Added together, Joseph and Ellie's combined child support income is $43,496. Their income percentages show the portion of the costs of the children each parent should meet. For Joseph, this is $31,748 divided by $43,496—he needs to meet 73 per cent of costs. For Ellie, this is $11,748 divided by $43,496—she needs to meet 27 per cent of costs.

 Important information for people receiving family assistance

Family assistance and income from child support

Any child support you receive for children in your care, even if you arrange it privately with the other parent, can affect your family assistance.

When you apply to receive Family Tax Benefit, you'll have 13 weeks to apply for child support before your Family Tax Benefit is affected. If you don't apply for child support for a child from a previous relationship, you cannot receive more than the base rate of Family Tax Benefit Part A for that child. This requirement is called the Maintenance Action Test.

From 1 July 2008, once you are receiving child support, your Family Tax Benefit will be calculated according to how much child support you receive. Called the Maintenance Income Test, this test reduces the amount of your Family Tax Benefit Part A by 50 cents for every dollar you receive in child support above a certain exempt amount, known as the Maintenance Income Free Area (MIFA).

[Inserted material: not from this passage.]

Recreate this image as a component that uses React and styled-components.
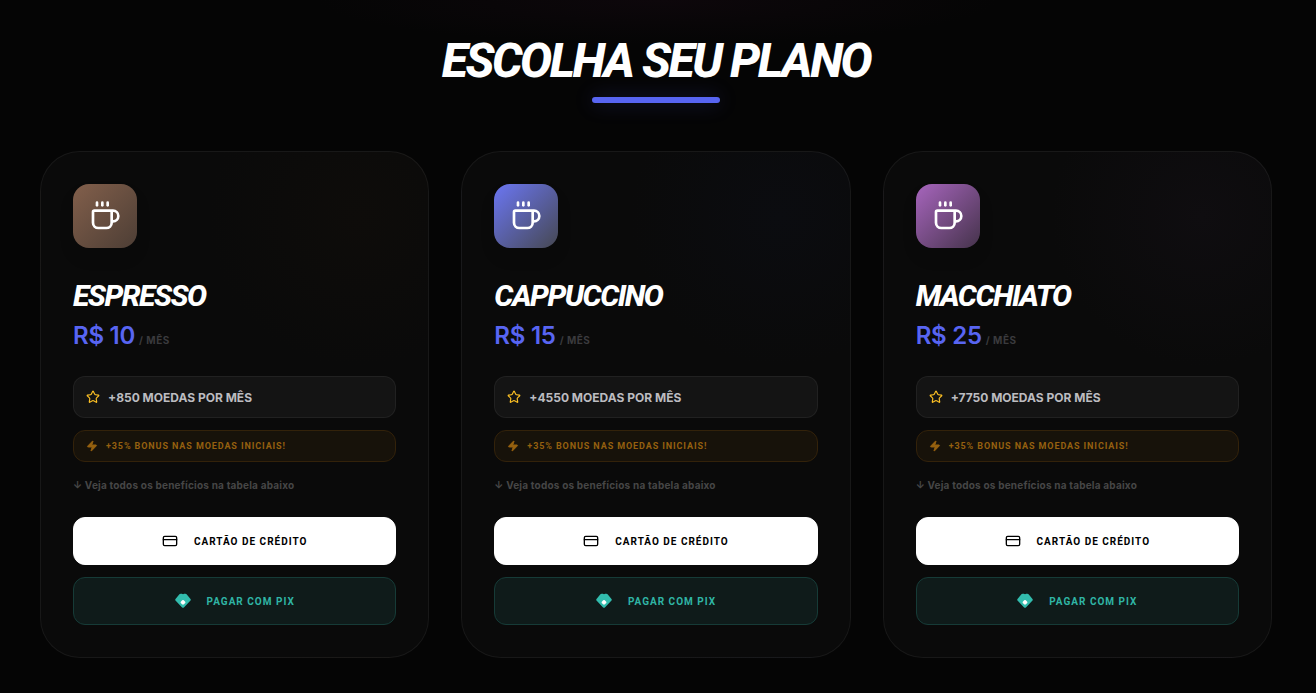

If you have a child support agreement with a previous partner, your Family Tax Benefit will be worked out the same way, except the calculation may use how much child support would have been paid to you had the agreement not been made. This is referred to as a CSA notional assessment.

Under the current Scheme, the Maintenance Income Test applies to all your children, even if you don't receive child support for some of them. Also under the current Scheme, children who are not child support children are included when working out the MIFA.

From 1 July 2008, the amount your Family Tax Benefit is reduced, under the Maintenance Income Test, cannot exceed the maximum amount of additional Family Tax Benefit you receive for your child support children. Children who are not child support children will not be included when working out the MIFA.